John Everett Millais,
Autumn Leaves, 1856.
Oil on canvas, 104.3 x 74 cm.
Manchester Art Gallery, Manchester.
William Holman Hunt,
The Hireling Shepherd, 1851-1852.
Oil on canvas, 76.4 x 109.5 cm.
Manchester Art Gallery, Manchester.
William Holman Hunt,
A Converted British Family Sheltering
a Christian Missionary from
the Persecution of the Druids , 1850.
Oil on canvas mounted on panel, 111 x 141 cm.
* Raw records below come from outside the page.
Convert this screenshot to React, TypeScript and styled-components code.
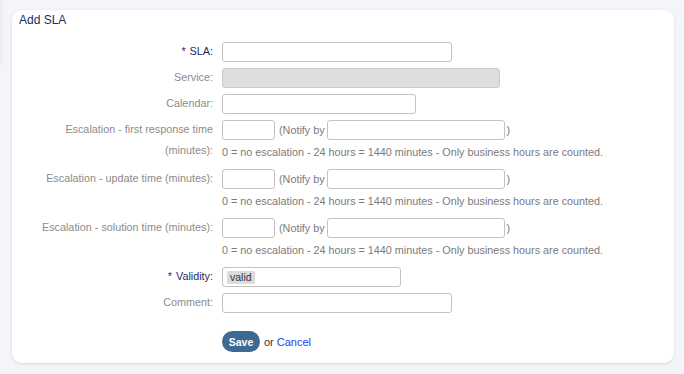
import React from 'react';
import styled, { createGlobalStyle } from 'styled-components';

const GlobalStyle = createGlobalStyle`
  html, body {
    margin: 0;
    padding: 0;
    background: #f4f5f8;
    font-family: "Liberation Sans", Arial, sans-serif;
  }
`;

const Page = styled.div`
  display: flex;
  align-items: flex-start;
  padding-top: 10px;
  width: 684px;
  height: 374px;
  box-sizing: border-box;
  overflow: hidden;
`;

const SideStub = styled.div`
  width: 2px;
  height: 64px;
  margin-top: -10px;
  margin-right: 10px;
  background: #eceef3;
  border-radius: 0 0 3px 0;
  box-shadow: 0 1px 2px rgba(40, 50, 90, 0.08);
`;

const Card = styled.section`
  width: 662px;
  height: 353px;
  box-sizing: border-box;
  background: #fff;
  border-radius: 10px;
  box-shadow: 0 1px 3px rgba(40, 50, 90, 0.14);
  padding: 3px 0 0 0;
`;

const Title = styled.h2`
  margin: 0;
  padding: 0 7px;
  font-size: 12px;
  line-height: 15px;
  font-weight: normal;
  color: #1f2b5e;
`;

const Form = styled.div`
  display: grid;
  grid-template-columns: 180px 1fr;
  column-gap: 9px;
  row-gap: 6px;
  padding: 14px 0 0 21px;
`;

const Label = styled.label<{ $required?: boolean }>`
  text-align: right;
  font-size: 10.8px;
  line-height: 21px;
  margin: -1px 0 -1px 0;
  color: ${(p) => (p.$required ? '#1f2b5e' : '#8b8b8b')};
`;

const Star = styled.span`
  margin-right: 4px;
`;

const Field = styled.div`
  display: flex;
  flex-direction: column;
  align-items: flex-start;
`;

const Line = styled.div`
  display: flex;
  align-items: center;
  height: 20px;
  font-size: 10.8px;
  color: #7a7a7a;
`;

const TextInput = styled.div<{ $width: number; $disabled?: boolean }>`
  width: ${(p) => p.$width}px;
  height: 20px;
  box-sizing: border-box;
  border: 1px solid ${(p) => (p.$disabled ? '#cbcbcb' : '#c2c2c2')};
  border-radius: 3px;
  background: ${(p) => (p.$disabled ? '#dedede' : '#fff')};
  display: flex;
  align-items: center;
  padding: 0 4px;
`;

const Notify = styled.span`
  margin: 0 2px 0 4px;
`;

const Paren = styled.span`
  margin-left: 2px;
`;

const Hint = styled.div`
  margin: 2px 0 1px 0;
  font-size: 10.8px;
  line-height: 20px;
  color: #7a7a7a;
`;

const Chip = styled.span`
  background: #dcdcdc;
  color: #333;
  font-size: 10.5px;
  line-height: 13px;
  padding: 0 3px;
  border-radius: 1px;
`;

const Actions = styled.div`
  grid-column: 2;
  margin-top: 12px;
  display: flex;
  align-items: center;
  font-size: 11px;
  color: #333;
`;

const SaveButton = styled.button`
  width: 38px;
  height: 21px;
  border: none;
  border-radius: 11px;
  background: #3c6a92;
  color: #fff;
  font-family: inherit;
  font-size: 10.5px;
  font-weight: bold;
  padding: 0;
  margin-right: 4px;
`;

const CancelLink = styled.a`
  color: #1a3df0;
  text-decoration: none;
  margin-left: 3px;
`;

const HINT = '0 = no escalation - 24 hours = 1440 minutes - Only business hours are counted.';

const EscalationField = () => (
  <Field>
    <Line>
      <TextInput $width={53} />
      <Notify>(Notify by</Notify>
      <TextInput $width={178} />
      <Paren>)</Paren>
    </Line>
    <Hint>{HINT}</Hint>
  </Field>
);

export default function App() {
  return (
    <>
      <GlobalStyle />
      <Page>
        <SideStub />
        <Card>
          <Title>Add SLA</Title>
          <Form>
            <Label $required>
              <Star>*</Star>SLA:
            </Label>
            <Field>
              <TextInput $width={230} />
            </Field>

            <Label>Service:</Label>
            <Field>
              <TextInput $width={278} $disabled />
            </Field>

            <Label>Calendar:</Label>
            <Field>
              <TextInput $width={194} />
            </Field>

            <Label>Escalation - first response time (minutes):</Label>
            <EscalationField />

            <Label>Escalation - update time (minutes):</Label>
            <EscalationField />

            <Label>Escalation - solution time (minutes):</Label>
            <EscalationField />

            <Label $required>
              <Star>*</Star>Validity:
            </Label>
            <Field>
              <TextInput $width={179}>
                <Chip>valid</Chip>
              </TextInput>
            </Field>

            <Label>Comment:</Label>
            <Field>
              <TextInput $width={230} />
            </Field>

            <Actions>
              <SaveButton>Save</SaveButton>
              or
              <CancelLink href="#">Cancel</CancelLink>
            </Actions>
          </Form>
        </Card>
      </Page>
    </>
  );
}
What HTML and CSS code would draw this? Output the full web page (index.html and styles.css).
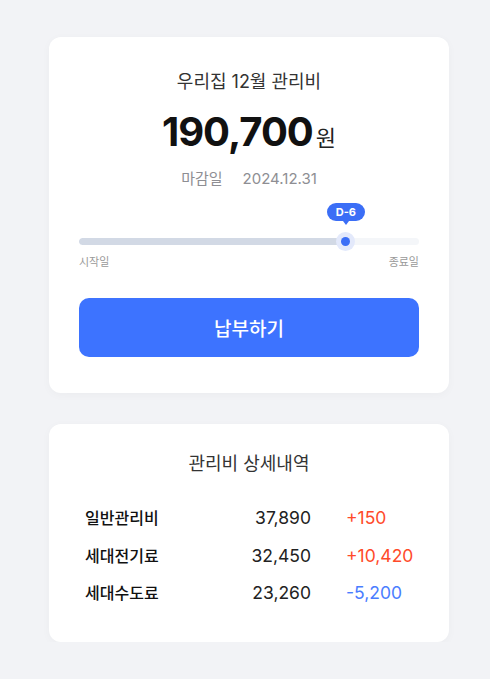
FILE: index.html
```html
<!DOCTYPE html>
<html lang="ko">
<head>
<meta charset="utf-8">
<link rel="stylesheet" href="styles.css">
</head>
<body>
<main class="page">
  <section class="card bill">
    <h1 class="bill-title">우리집 12월 관리비</h1>
    <div class="amount"><span class="amount-num">190,700</span><span class="amount-unit">원</span></div>
    <div class="due"><span class="due-label">마감일</span><span class="due-date">2024.12.31</span></div>
    <div class="slider">
      <div class="track-wrap">
        <div class="track"><div class="track-fill" style="width: 78.5%"></div></div>
        <div class="marker" style="left: 78.5%">
          <div class="tip">D-6</div>
          <div class="thumb"><span class="dot"></span></div>
        </div>
      </div>
      <div class="slider-labels"><span>시작일</span><span>종료일</span></div>
    </div>
    <button class="pay">납부하기</button>
  </section>
  <section class="card detail">
    <h2 class="detail-title">관리비 상세내역</h2>
    <div class="rows">
      <span class="r-label">일반관리비</span><span class="r-value">37,890</span><span class="r-diff up">+150</span>
      <span class="r-label">세대전기료</span><span class="r-value">32,450</span><span class="r-diff up">+10,420</span>
      <span class="r-label">세대수도료</span><span class="r-value">23,260</span><span class="r-diff down">-5,200</span>
    </div>
  </section>
</main>
</body>
</html>
```
FILE: styles.css
```css
* { box-sizing: border-box; }
html, body { margin: 0; padding: 0; }
body {
  background: #f2f3f6;
  font-family: Inter, "Noto Sans CJK KR", sans-serif;
  color: #222;
}
.page {
  width: 400px;
  margin: 0 0 0 49px;
  padding-top: 37px;
  display: flex;
  flex-direction: column;
  gap: 31px;
}
.card {
  background: #fff;
  border-radius: 12px;
  box-shadow: 0 2px 10px rgba(0,0,0,0.03);
}
.bill {
  padding: 33px 30px 36px;
  display: flex;
  flex-direction: column;
  align-items: stretch;
}
.bill-title {
  margin: 0;
  font-size: 18px;
  font-weight: 400;
  line-height: 24px;
  text-align: center;
  color: #333;
}
.amount {
  margin-top: 13px;
  text-align: center;
  line-height: 50px;
  height: 50px;
}
.amount-num {
  font-size: 40px;
  font-weight: 700;
  color: #111;
  letter-spacing: -1px;
}
.amount-unit {
  font-size: 22px;
  font-weight: 400;
  color: #222;
  margin-left: 3px;
}
.due {
  margin-top: 12px;
  display: flex;
  justify-content: center;
  gap: 20px;
  font-size: 15px;
  line-height: 20px;
  color: #8e8e93;
}
.slider {
  margin-top: 14px;
}
.track-wrap {
  position: relative;
  height: 48px;
}
.track {
  position: absolute;
  left: 0; right: 0;
  top: 35px;
  height: 7px;
  border-radius: 4px;
  background: #f4f6f9;
  overflow: hidden;
}
.track-fill {
  height: 100%;
  background: #d2d9e5;
  border-radius: 4px;
}
.marker {
  position: absolute;
  top: 0;
  width: 0;
  display: flex;
  flex-direction: column;
  align-items: center;
}
.tip {
  position: relative;
  flex: none;
  height: 18px;
  padding: 0 9px;
  border-radius: 9px;
  background: #3b6ef6;
  color: #fff;
  font-size: 11px;
  font-weight: 700;
  line-height: 18px;
  white-space: nowrap;
}
.tip::after {
  content: "";
  position: absolute;
  left: 50%;
  bottom: -4px;
  margin-left: -3px;
  border-left: 3px solid transparent;
  border-right: 3px solid transparent;
  border-top: 4px solid #3b6ef6;
}
.thumb {
  flex: none;
  margin-top: 11px;
  width: 19px;
  height: 19px;
  border-radius: 50%;
  background: #e3e9fb;
  display: flex;
  align-items: center;
  justify-content: center;
}
.dot {
  width: 9px;
  height: 9px;
  border-radius: 50%;
  background: #3b6ef6;
}
.slider-labels {
  display: flex;
  justify-content: space-between;
  font-size: 11px;
  line-height: 16px;
  color: #999;
  margin-top: 3px;
}
.pay {
  margin-top: 28px;
  height: 59px;
  border: 0;
  border-radius: 10px;
  background: #3d73ff;
  color: #fff;
  font-family: inherit;
  font-size: 19px;
  font-weight: 500;
}
.detail {
  padding: 28px 36px 37px;
}
.detail-title {
  margin: 0;
  font-size: 18px;
  font-weight: 400;
  line-height: 24px;
  text-align: center;
  color: #333;
}
.rows {
  margin-top: 30px;
  display: grid;
  grid-template-columns: 1fr auto 67px;
  column-gap: 35px;
  row-gap: 13.5px;
  font-size: 17.5px;
  line-height: 24px;
}
.r-label {
  font-size: 16px;
  font-weight: 500;
  color: #111;
}
.r-value {
  text-align: right;
  color: #222;
}
.r-diff.up { color: #ff4a2a; }
.r-diff.down { color: #4a7dff; }
```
The Ashmolean Museum of Art and Archaeology,
University of Oxford, Oxford.
But they did. One must remember that this narrow theory of realism was never anything but a training method used by twenty-year-old painters, which they invented to place a necessary tool in their hands, even if they would later abandon it. It was a framework for study, not a plan for execution; a learning manual, not a Bible for an ideal; a path, not a goal.[23] If, in the moments of exaggeration that are natural in youth, a writer in Germ described things differently, he had misunderstood. It is a great error to go looking through Germ, where neither Millais, nor Hunt, nor Rossetti explained their ideas, to find the secret of their hopes for art. Let us instead look at their works. Rossetti, in keeping only rarely to the rules that he himself had laid down, proved that in his eyes, painstaking realism was not the goal of art. Millais, by abandoning the Pre-Raphaelite theories starting at the age of twenty-eight, showed even more clearly that he considered them to be constraints from which he should one day free himself. Hunt thinks in exactly the same way: In agreeing to use the utmost elaboration in painting our first pictures, he said, we never meant more than to insist that the practice was essential for training the eye and hand of the young artist; we should not have admitted that the relinquishment of this habit of work by a matured painter would make him an apostate Pre-Raphaelite.[24] Finally, even Ruskin, who has often been accused of exaggeration, pointed out as early as 1843, in the book that the young Hunt read at night, that the realistic study of nature was in his opinion only a training method. Immediately after the call to reject nothing, select nothing and scorn nothing, which is always quoted, come these words which are never cited but nonetheless clarify his thoughts: Then, when their memories are stored, and their imaginations fed, and their hands firm, let them take
up the scarlet and the gold, give the reins to their fancy, and show us what their heads are made of. We will follow them wherever they choose to lead; we will check at nothing; they are then our masters, and are fit to be so. They have placed themselves above our criticism, and we will listen to their words in all faith and humility; but not unless they themselves have before bowed, in the same submission, to a higher Authority and Master.[25] It is therefore neither shocking nor extraordinary that Madox Brown, who was more knowledgeable than his followers, did not constrain himself to their method, or that Rossetti left it behind rather early, after one or two half-works, such as The Annunciation and Found, or that Millais did the same a few years later. There is no Pre-Raphaelite that did not, at some time, ignore the realist method. Identifying Pre-Raphaelitism with the Pre-Raphaelite theory of the early days leads to the conclusion that the movement was abandoned by all of its members.[26]